Report each line of the data that includes the word "this".

■ Entries provided ■
───
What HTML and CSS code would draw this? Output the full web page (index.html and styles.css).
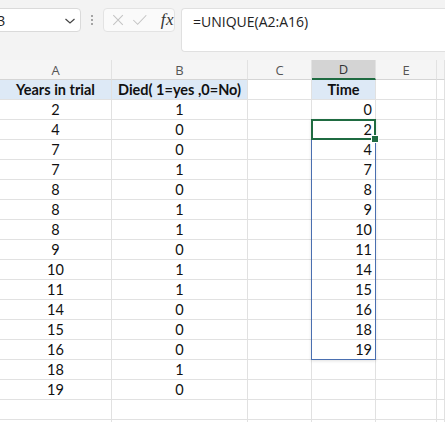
FILE: index.html
```html
<!DOCTYPE html>
<html>
<head>
<meta charset="utf-8">
<link rel="stylesheet" href="styles.css">
</head>
<body>
<div class="app">
  <div class="toolbar">
    <div class="namebox">
      <span class="nb-text">D3</span>
      <svg class="chev" width="12" height="8" viewBox="0 0 12 8"><path d="M1.5 2 L6 6 L10.5 2" fill="none" stroke="#444" stroke-width="1.2"/></svg>
    </div>
    <div class="dots"><span></span><span></span><span></span></div>
    <div class="fbuttons">
      <svg width="14" height="14" viewBox="0 0 14 14"><path d="M1.5 1.5 L12.5 12.5 M12.5 1.5 L1.5 12.5" stroke="#c4c4c4" stroke-width="1.2" fill="none"/></svg>
      <svg width="18" height="14" viewBox="0 0 18 14"><path d="M1.5 7 L6.5 12 L16.5 1.5" stroke="#c4c4c4" stroke-width="1.2" fill="none"/></svg>
      <span class="fx">fx</span>
    </div>
    <div class="formula">=UNIQUE(A2:A16)</div>
  </div>
  <div class="sheet">
    <div class="grid">
      <div class="ch">A</div><div class="ch">B</div><div class="ch">C</div><div class="ch sel">D</div><div class="ch">E</div><div class="ch last"></div>

      <div class="c th">Years in trial</div><div class="c th">Died( 1=yes ,0=No)</div><div class="c"></div><div class="c th">Time</div><div class="c"></div><div class="c"></div>

      <div class="c m">2</div><div class="c m">1</div><div class="c"></div><div class="c r">0</div><div class="c"></div><div class="c"></div>
      <div class="c m">4</div><div class="c m">0</div><div class="c"></div><div class="c r">2</div><div class="c"></div><div class="c"></div>
      <div class="c m">7</div><div class="c m">0</div><div class="c"></div><div class="c r">4</div><div class="c"></div><div class="c"></div>
      <div class="c m">7</div><div class="c m">1</div><div class="c"></div><div class="c r">7</div><div class="c"></div><div class="c"></div>
      <div class="c m">8</div><div class="c m">0</div><div class="c"></div><div class="c r">8</div><div class="c"></div><div class="c"></div>
      <div class="c m">8</div><div class="c m">1</div><div class="c"></div><div class="c r">9</div><div class="c"></div><div class="c"></div>
      <div class="c m">8</div><div class="c m">1</div><div class="c"></div><div class="c r">10</div><div class="c"></div><div class="c"></div>
      <div class="c m">9</div><div class="c m">0</div><div class="c"></div><div class="c r">11</div><div class="c"></div><div class="c"></div>
      <div class="c m">10</div><div class="c m">1</div><div class="c"></div><div class="c r">14</div><div class="c"></div><div class="c"></div>
      <div class="c m">11</div><div class="c m">1</div><div class="c"></div><div class="c r">15</div><div class="c"></div><div class="c"></div>
      <div class="c m">14</div><div class="c m">0</div><div class="c"></div><div class="c r">16</div><div class="c"></div><div class="c"></div>
      <div class="c m">15</div><div class="c m">0</div><div class="c"></div><div class="c r">18</div><div class="c"></div><div class="c"></div>
      <div class="c m">16</div><div class="c m">0</div><div class="c"></div><div class="c r">19</div><div class="c"></div><div class="c"></div>
      <div class="c m">18</div><div class="c m">1</div><div class="c"></div><div class="c"></div><div class="c"></div><div class="c"></div>
      <div class="c m">19</div><div class="c m">0</div><div class="c"></div><div class="c"></div><div class="c"></div><div class="c"></div>
      <div class="c"></div><div class="c"></div><div class="c"></div><div class="c"></div><div class="c"></div><div class="c"></div>
      <div class="c"></div><div class="c"></div><div class="c"></div><div class="c"></div><div class="c"></div><div class="c"></div>
    </div>
    <div class="spill"></div>
    <div class="active"><div class="handle"></div></div>
  </div>
</div>
</body>
</html>
```

FILE: styles.css
```css
html, body {
  margin: 0;
  padding: 0;
  background: #ffffff;
  overflow: hidden;
}
.app {
  width: 445px;
  height: 422px;
  overflow: hidden;
  font-family: "Open Sans", "Noto Sans", sans-serif;
}
.toolbar {
  height: 60px;
  background: #f3f3f3;
  display: flex;
  align-items: flex-start;
  padding-top: 8px;
  box-sizing: border-box;
}
.namebox {
  margin-left: -24px;
  width: 105px;
  height: 24px;
  box-sizing: border-box;
  background: #fff;
  border: 1px solid #dadada;
  border-radius: 4px;
  display: flex;
  align-items: center;
  justify-content: space-between;
  padding: 0 4px 0 10px;
  font-size: 14px;
  color: #222;
}
.chev { margin-top: 1px; }
.dots {
  width: 22px;
  height: 24px;
  display: flex;
  flex-direction: column;
  align-items: center;
  justify-content: center;
  gap: 2px;
}
.dots span {
  width: 2px;
  height: 2px;
  background: #8a8a8a;
  border-radius: 1px;
}
.fbuttons {
  width: 72px;
  height: 24px;
  box-sizing: border-box;
  background: #fafafa;
  border: 1px solid #e3e3e3;
  border-radius: 4px;
  display: flex;
  align-items: center;
  padding-left: 8px;
  gap: 8px;
}
.fx {
  font-family: "Liberation Serif", serif;
  font-style: italic;
  font-size: 17px;
  color: #333;
  margin-left: 5px;
  letter-spacing: 0.5px;
}
.formula {
  margin-left: 6px;
  flex: 1;
  height: 44px;
  box-sizing: border-box;
  background: #fff;
  border: 1px solid #e0e0e0;
  border-right: none;
  border-radius: 4px 0 0 4px;
  padding: 3px 0 0 11px;
  font-size: 14px;
  color: #222;
}
.sheet {
  position: relative;
}
.grid {
  display: grid;
  grid-template-columns: 112px 136px 64px 64px 61px 8px;
  grid-auto-rows: 20px;
}
.ch {
  background: #f5f5f5;
  border-right: 1px solid #e2e2e2;
  border-bottom: 1px solid #d5d5d5;
  box-sizing: border-box;
  font-family: "Open Sans", sans-serif;
  font-size: 13px;
  color: #555;
  display: flex;
  align-items: center;
  justify-content: center;
}
.ch.sel {
  background: #d4d4d4;
  color: #333;
  border-bottom: 2px solid #1f6b41;
}
.c {
  border-right: 1px solid #e1e1e1;
  border-bottom: 1px solid #e1e1e1;
  box-sizing: border-box;
  font-family: "Lato", "Open Sans", sans-serif;
  font-size: 14.5px;
  color: #111;
  display: flex;
  align-items: center;
  white-space: nowrap;
  overflow: hidden;
}
.th {
  background: #dde9f6;
  font-weight: 700;
  justify-content: center;
}
.m { justify-content: center; }
.r { justify-content: flex-end; padding-right: 3px; }
.spill {
  position: absolute;
  left: 311px;
  top: 59px;
  width: 65px;
  height: 241px;
  box-sizing: border-box;
  border: 1px solid #4a6fb0;
  box-shadow: 0 1px 3px rgba(0,0,0,0.12);
}
.active {
  position: absolute;
  left: 311px;
  top: 59px;
  width: 65px;
  height: 21px;
  box-sizing: border-box;
  border: 2px solid #1f6b41;
}
.handle {
  position: absolute;
  right: -5px;
  bottom: -5px;
  width: 6px;
  height: 6px;
  background: #1f6b41;
  border: 1px solid #fff;
}
```
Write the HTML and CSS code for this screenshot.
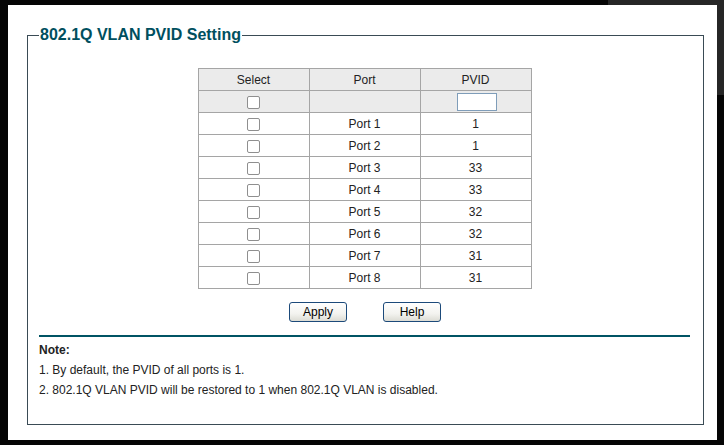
FILE: index.html
```html
<!DOCTYPE html>
<html lang="en">
<head>
  <meta charset="UTF-8" />
  <title>802.1Q VLAN PVID Setting</title>
  <link rel="stylesheet" href="styles.css">
</head>
<body>
  <div class="topbar"></div>
  <div class="panel">
    <fieldset class="box">
      <legend>802.1Q VLAN PVID Setting</legend>

      <table class="pvid-table">
        <tr class="head">
          <th>Select</th>
          <th>Port</th>
          <th>PVID</th>
        </tr>
        <tr class="filter">
          <td><span class="check"></span></td>
          <td></td>
          <td><span class="field"></span></td>
        </tr>
        <tr><td><span class="check"></span></td><td>Port 1</td><td>1</td></tr>
        <tr><td><span class="check"></span></td><td>Port 2</td><td>1</td></tr>
        <tr><td><span class="check"></span></td><td>Port 3</td><td>33</td></tr>
        <tr><td><span class="check"></span></td><td>Port 4</td><td>33</td></tr>
        <tr><td><span class="check"></span></td><td>Port 5</td><td>32</td></tr>
        <tr><td><span class="check"></span></td><td>Port 6</td><td>32</td></tr>
        <tr><td><span class="check"></span></td><td>Port 7</td><td>31</td></tr>
        <tr><td><span class="check"></span></td><td>Port 8</td><td>31</td></tr>
      </table>

      <div class="buttons">
        <button class="btn">Apply</button>
        <button class="btn">Help</button>
      </div>

      <div class="note">
        <div class="note-title">Note:</div>
        <p>1. By default, the PVID of all ports is 1.</p>
        <p>2. 802.1Q VLAN PVID will be restored to 1 when 802.1Q VLAN is disabled.</p>
      </div>
    </fieldset>
  </div>
</body>
</html>
```

FILE: styles.css
```css
* {
  margin: 0;
  padding: 0;
  box-sizing: border-box;
  font-family: 'Liberation Sans', Arial, sans-serif;
}

body {
  background: #050505;
  width: 724px;
  height: 445px;
  overflow: hidden;
  position: relative;
}

.topbar {
  position: absolute;
  top: 0;
  right: 0;
  width: 116px;
  height: 95px;
  background: #262626;
}

.panel {
  position: relative;
  margin: 5px 7px 0 8px;
  width: 709px;
  height: 435px;
  background: #fff;
  padding: 21px 0 0 19px;
}

.box {
  width: 677px;
  height: 399px;
  border: 1px solid #3a4b55;
  padding: 0 13px 0 11px;
}

.box legend {
  color: #004f5e;
  font-size: 16px;
  font-weight: bold;
  line-height: 18px;
  padding: 0 1px;
}

.pvid-table {
  margin: 24px auto 0;
  width: 334px;
  border-collapse: collapse;
  font-size: 12px;
  color: #222;
}

.pvid-table th,
.pvid-table td {
  border: 1px solid #a5a5a5;
  height: 22px;
  width: 111px;
  text-align: center;
  font-weight: normal;
  vertical-align: middle;
}

.pvid-table .head,
.pvid-table .filter {
  background: #ebebeb;
}

.check {
  display: inline-block;
  width: 13px;
  height: 13px;
  border: 1px solid #8f8f8f;
  border-radius: 2px;
  background: #fff;
  vertical-align: middle;
}

.field {
  display: inline-block;
  width: 40px;
  height: 18px;
  border: 1px solid #7f9db9;
  background: #fff;
  vertical-align: middle;
  margin-left: 2px;
}

.buttons {
  display: flex;
  justify-content: center;
  gap: 36px;
  margin-top: 13px;
  padding-left: 1px;
}

.btn {
  width: 58px;
  height: 20px;
  font-size: 12px;
  color: #000;
  border: 1px solid #1c4a7a;
  border-radius: 3px;
  background: linear-gradient(#ffffff, #f3f3ef 60%, #dcdcd4);
}

.note {
  margin-top: 13px;
  border-top: 2px solid #005464;
  font-size: 12px;
  color: #222;
}

.note-title {
  font-weight: bold;
  margin-top: 6px;
  line-height: 14px;
}

.note p {
  margin-top: 6px;
  line-height: 14px;
}
```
───
■ Exercise response ■
What HTML and CSS code would draw this? Output the full web page (index.html and styles.css).
Write the HTML and CSS code for this screenshot.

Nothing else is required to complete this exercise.